Energy Contracts & Derivatives
The Company occasionally executes derivative contracts in the normal course of operations while buying and selling commodities to be used in operations, optimizing its generation assets, and managing risk.  In most cases, a derivative is recognized on the balance sheet as an asset or liability measured at its fair market value and the change in the derivative's fair market value is recognized currently in earnings unless specific hedge criteria are met.

When an energy contract that is a derivative is designated and documented as a normal purchase or normal sale (NPNS), it is exempted from mark-to-market accounting.  Most energy contracts executed by the Company are subject to the NPNS exclusion or are not considered derivatives.  Such energy contracts include Real Time and Day Ahead purchase and sale contracts with the MISO, natural gas purchases from ProLiance Holdings, LLC (ProLiance) and others, and wind farm and other electric generating capacity contracts.

When the Company engages in energy contracts and financial contracts that are derivatives and are not subject to the NPNS or other exclusions, such contracts are recorded at market value as current or noncurrent assets or liabilities depending on their value and on when the contracts are expected to be settled.  Contracts and any associated collateral with counter-parties subject to master netting arrangements are presented net in the Balance Sheets.  The offset resulting from carrying the derivative at fair value on the balance sheet is charged to earnings unless it qualifies as a hedge or is subject to regulatory accounting treatment.  When hedge accounting is appropriate, the Company assesses and documents hedging relationships between the derivative contract and underlying risks as well as its risk management objectives and anticipated effectiveness.  When the hedging relationship is highly effective, derivatives are designated as hedges.  The market value of the effective portion of the hedge is marked to market in Accumulated other comprehensive income for cash flow hedges.  Ineffective portions of hedging arrangements are marked to market through earnings.  For fair value hedges, both the derivative and the underlying hedged item are marked to market through earnings.  The offset to contracts affected by regulatory accounting treatment are marked to market as a regulatory asset or liability.  Market value for derivative contracts is determined using quoted market prices from independent sources.  The Company rarely enters into contracts that have a significant impact to the financial statements where internal models are used to calculate fair value.  As of and for the periods presented, related derivative activity is not significant to these financial statements.

Revenues
Revenues are recorded as products and services are delivered to customers.  To more closely match revenues and expenses, the Company records revenues for all gas and electricity delivered to customers but not billed at the end of the accounting period.

MISO Transactions
With the IURC’s approval, the Company is a member of the MISO, a FERC approved regional transmission organization.  The MISO serves the electrical transmission needs of much of the Midwest and maintains operational control over the Company’s electric transmission facilities as well as that of other Midwest utilities.  Since April 1, 2005, the Company has been an active participant in the MISO energy markets, bidding its owned generation into the Day Ahead and Real Time markets and procuring power for its retail customers at Locational Marginal Pricing (LMP) as determined by the MISO market.
 
MISO-related purchase and sale transactions are recorded using settlement information provided by MISO. These purchase and sale transactions are accounted for on a net hourly position. Net purchases in a single hour are recorded in Cost of fuel & purchased power and net sales in a single hour are recorded in Electric utility revenues.
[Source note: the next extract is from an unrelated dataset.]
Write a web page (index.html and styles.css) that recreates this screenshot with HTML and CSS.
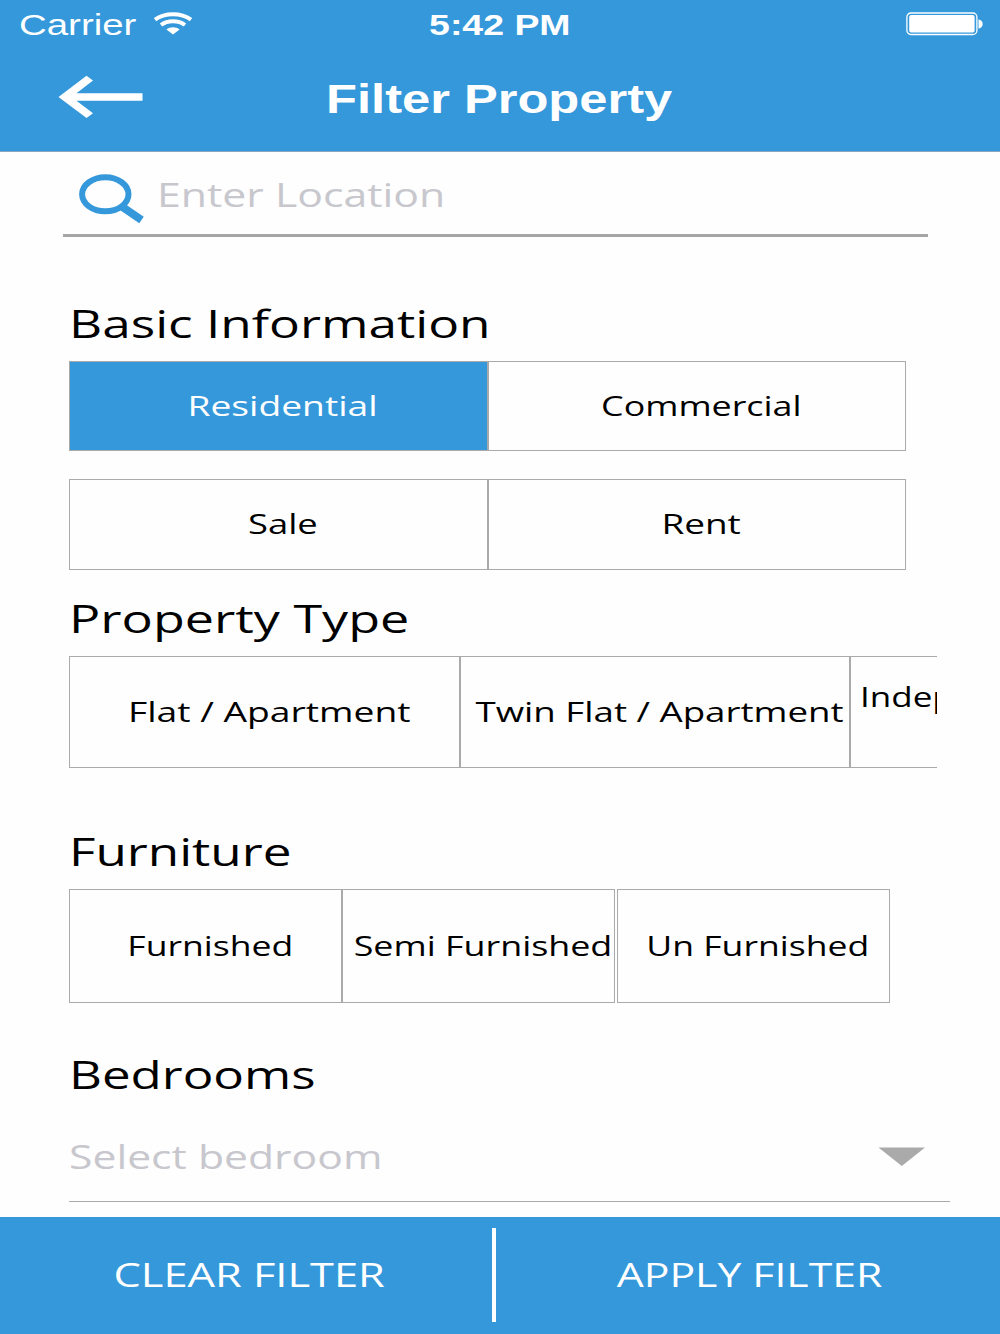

On occasion, prior period transactions are resettled outside the routine process due to a change in MISO’s tariff or a material interpretation thereof.  Expenses associated with resettlements are recorded once the resettlement is probable and the resettlement amount can be estimated. Revenues associated with resettlements are recognized when the amount is determinable and collectability is reasonably assured.

 
-10-

 
The Company also receives transmission revenue that results from other members’ use of the Company’s transmission system.  These revenues are also included in Electric utility revenues.  Generally, these transmission revenues along with costs charged by the MISO are considered components of base rates and any variance from that included in base rates is recovered from/refunded to retail customers through tracking mechanisms.

Utility Receipts Taxes
A portion of utility receipts taxes are included in rates charged to customers.  Accordingly, the Company records these taxes received as a component of operating revenues, which totaled $9.3 million in 2010 and $8.4 million in 2009.  Expense associated with utility receipts taxes are recorded as a component of Taxes other than income taxes.

Operating Segments
The Company’s chief operating decision maker is comprised of a group of executive management led by the Chief Executive Officer.  The Company uses net income calculated in accordance with generally accepted accounting principles as its most relevant performance measure.  The Company has two operating segments:  Electric Utility Services and Gas Utility Services.

Fair Value Measurements
Certain financial assets and liabilities as well as certain nonfinancial assets and liabilities, such as the initial measurement of an asset retirement obligation or the use of fair value in goodwill, intangible assets and long-lived assets impairment tests, are valued and/or disclosed at fair value.  The Company describes its fair value measurements using a hierarchy of inputs based primarily on the level of public data used.  Level 1 inputs include quoted market prices in active markets for identical assets or liabilities; Level 2 inputs include inputs other than Level 1 inputs that are directly or indirectly observable; and Level 3 inputs include unobservable inputs using estimates and assumptions developed using internal models, which reflect what a market participant would use to determine fair value. 

Earnings Per Share
Earnings per share are not presented as SIGECO’s common stock is wholly owned by Vectren Utility Holdings, Inc. and not publicly traded.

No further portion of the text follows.